Requirement :: Wherever "this" appears in a line, list that line.

Supplied records ::

* * * * * * * * *

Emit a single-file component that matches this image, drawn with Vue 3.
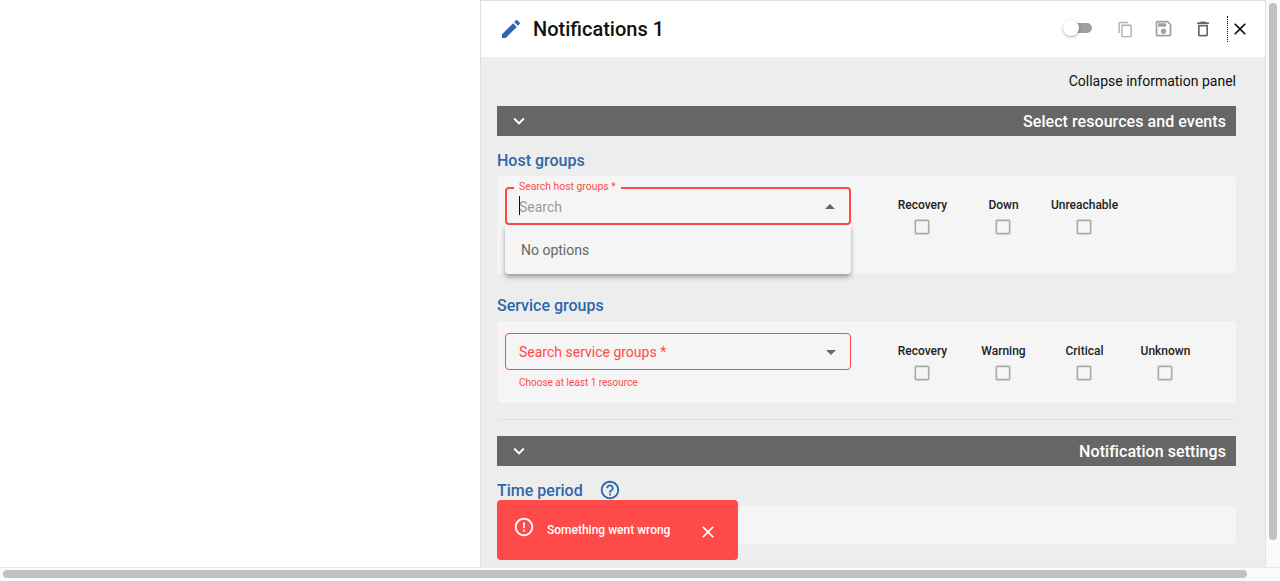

* * * * * * * * *

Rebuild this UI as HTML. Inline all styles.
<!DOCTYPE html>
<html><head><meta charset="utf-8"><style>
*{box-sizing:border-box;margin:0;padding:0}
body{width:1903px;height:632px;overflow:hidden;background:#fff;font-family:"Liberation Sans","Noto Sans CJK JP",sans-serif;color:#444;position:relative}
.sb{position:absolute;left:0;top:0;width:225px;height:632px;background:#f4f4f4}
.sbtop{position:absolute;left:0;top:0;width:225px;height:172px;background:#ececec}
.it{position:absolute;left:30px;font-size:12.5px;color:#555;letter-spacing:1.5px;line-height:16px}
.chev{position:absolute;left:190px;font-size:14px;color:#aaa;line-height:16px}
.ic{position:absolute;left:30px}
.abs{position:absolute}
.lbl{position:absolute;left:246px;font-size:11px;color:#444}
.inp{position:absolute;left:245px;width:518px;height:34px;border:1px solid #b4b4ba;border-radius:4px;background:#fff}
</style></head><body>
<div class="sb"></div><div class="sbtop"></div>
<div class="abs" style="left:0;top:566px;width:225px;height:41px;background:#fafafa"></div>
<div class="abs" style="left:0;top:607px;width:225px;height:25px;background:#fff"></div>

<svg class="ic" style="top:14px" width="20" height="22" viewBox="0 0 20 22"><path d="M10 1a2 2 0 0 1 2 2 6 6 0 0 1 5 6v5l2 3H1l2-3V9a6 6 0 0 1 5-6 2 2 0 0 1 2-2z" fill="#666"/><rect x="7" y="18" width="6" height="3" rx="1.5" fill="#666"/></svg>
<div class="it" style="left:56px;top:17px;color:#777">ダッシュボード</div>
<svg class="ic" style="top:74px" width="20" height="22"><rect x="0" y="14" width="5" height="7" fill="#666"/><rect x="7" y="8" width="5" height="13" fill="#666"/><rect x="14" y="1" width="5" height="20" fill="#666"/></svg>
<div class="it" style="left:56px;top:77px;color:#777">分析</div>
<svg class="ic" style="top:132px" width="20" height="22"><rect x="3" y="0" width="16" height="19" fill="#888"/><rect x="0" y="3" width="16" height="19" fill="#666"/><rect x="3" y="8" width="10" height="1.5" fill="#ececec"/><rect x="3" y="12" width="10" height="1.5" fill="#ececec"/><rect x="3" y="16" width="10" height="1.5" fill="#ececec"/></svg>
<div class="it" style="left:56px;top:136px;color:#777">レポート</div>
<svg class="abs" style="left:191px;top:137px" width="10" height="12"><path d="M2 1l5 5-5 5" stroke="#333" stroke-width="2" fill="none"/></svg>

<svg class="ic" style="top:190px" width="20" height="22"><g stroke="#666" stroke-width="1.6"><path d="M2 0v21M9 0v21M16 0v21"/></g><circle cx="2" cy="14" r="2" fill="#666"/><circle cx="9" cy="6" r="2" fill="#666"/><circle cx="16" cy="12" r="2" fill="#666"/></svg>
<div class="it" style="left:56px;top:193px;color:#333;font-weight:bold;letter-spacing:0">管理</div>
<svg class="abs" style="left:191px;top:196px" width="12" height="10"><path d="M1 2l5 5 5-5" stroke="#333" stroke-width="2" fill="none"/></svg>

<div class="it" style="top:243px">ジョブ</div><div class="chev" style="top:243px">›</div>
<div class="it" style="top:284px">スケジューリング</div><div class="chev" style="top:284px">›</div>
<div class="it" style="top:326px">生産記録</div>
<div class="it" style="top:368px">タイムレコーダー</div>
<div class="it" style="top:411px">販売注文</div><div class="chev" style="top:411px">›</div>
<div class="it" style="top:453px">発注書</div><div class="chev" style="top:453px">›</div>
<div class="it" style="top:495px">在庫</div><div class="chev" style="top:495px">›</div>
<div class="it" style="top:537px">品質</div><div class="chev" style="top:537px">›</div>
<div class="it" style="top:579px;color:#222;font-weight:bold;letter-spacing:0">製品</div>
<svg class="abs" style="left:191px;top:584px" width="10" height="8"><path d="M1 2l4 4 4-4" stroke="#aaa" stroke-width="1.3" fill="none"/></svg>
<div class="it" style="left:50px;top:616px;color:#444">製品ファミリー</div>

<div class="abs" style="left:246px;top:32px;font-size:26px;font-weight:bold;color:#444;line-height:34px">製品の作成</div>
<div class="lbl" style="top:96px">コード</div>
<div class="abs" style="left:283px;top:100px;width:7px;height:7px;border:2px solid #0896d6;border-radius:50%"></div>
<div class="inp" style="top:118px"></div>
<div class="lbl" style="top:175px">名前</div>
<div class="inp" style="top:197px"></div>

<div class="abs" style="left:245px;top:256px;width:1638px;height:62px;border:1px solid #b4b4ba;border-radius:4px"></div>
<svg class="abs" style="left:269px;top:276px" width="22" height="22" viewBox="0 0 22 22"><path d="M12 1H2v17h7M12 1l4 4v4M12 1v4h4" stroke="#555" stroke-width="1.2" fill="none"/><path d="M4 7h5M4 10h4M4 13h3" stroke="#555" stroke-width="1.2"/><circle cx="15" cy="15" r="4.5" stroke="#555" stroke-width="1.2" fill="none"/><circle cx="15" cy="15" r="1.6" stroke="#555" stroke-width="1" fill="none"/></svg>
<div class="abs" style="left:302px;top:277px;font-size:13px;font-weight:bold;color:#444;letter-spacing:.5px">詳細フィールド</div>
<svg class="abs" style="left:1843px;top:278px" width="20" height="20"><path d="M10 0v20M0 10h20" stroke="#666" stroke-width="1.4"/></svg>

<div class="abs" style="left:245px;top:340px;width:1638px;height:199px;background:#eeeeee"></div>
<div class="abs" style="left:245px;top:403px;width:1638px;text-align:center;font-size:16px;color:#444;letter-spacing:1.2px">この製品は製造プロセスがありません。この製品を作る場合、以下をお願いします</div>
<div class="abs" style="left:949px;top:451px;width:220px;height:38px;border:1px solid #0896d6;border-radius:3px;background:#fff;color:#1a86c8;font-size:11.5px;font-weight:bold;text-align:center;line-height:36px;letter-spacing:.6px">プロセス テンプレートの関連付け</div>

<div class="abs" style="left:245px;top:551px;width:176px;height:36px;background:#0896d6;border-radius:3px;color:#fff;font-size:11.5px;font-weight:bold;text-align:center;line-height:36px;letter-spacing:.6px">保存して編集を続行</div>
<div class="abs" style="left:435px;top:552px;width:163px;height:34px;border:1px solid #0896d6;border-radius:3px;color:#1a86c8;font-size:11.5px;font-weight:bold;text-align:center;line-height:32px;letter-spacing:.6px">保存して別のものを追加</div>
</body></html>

* * * * * * * * *

Task solution ::
Emit a single-file component that matches this image, drawn with Vue 3.
Rebuild this UI as HTML. Inline all styles.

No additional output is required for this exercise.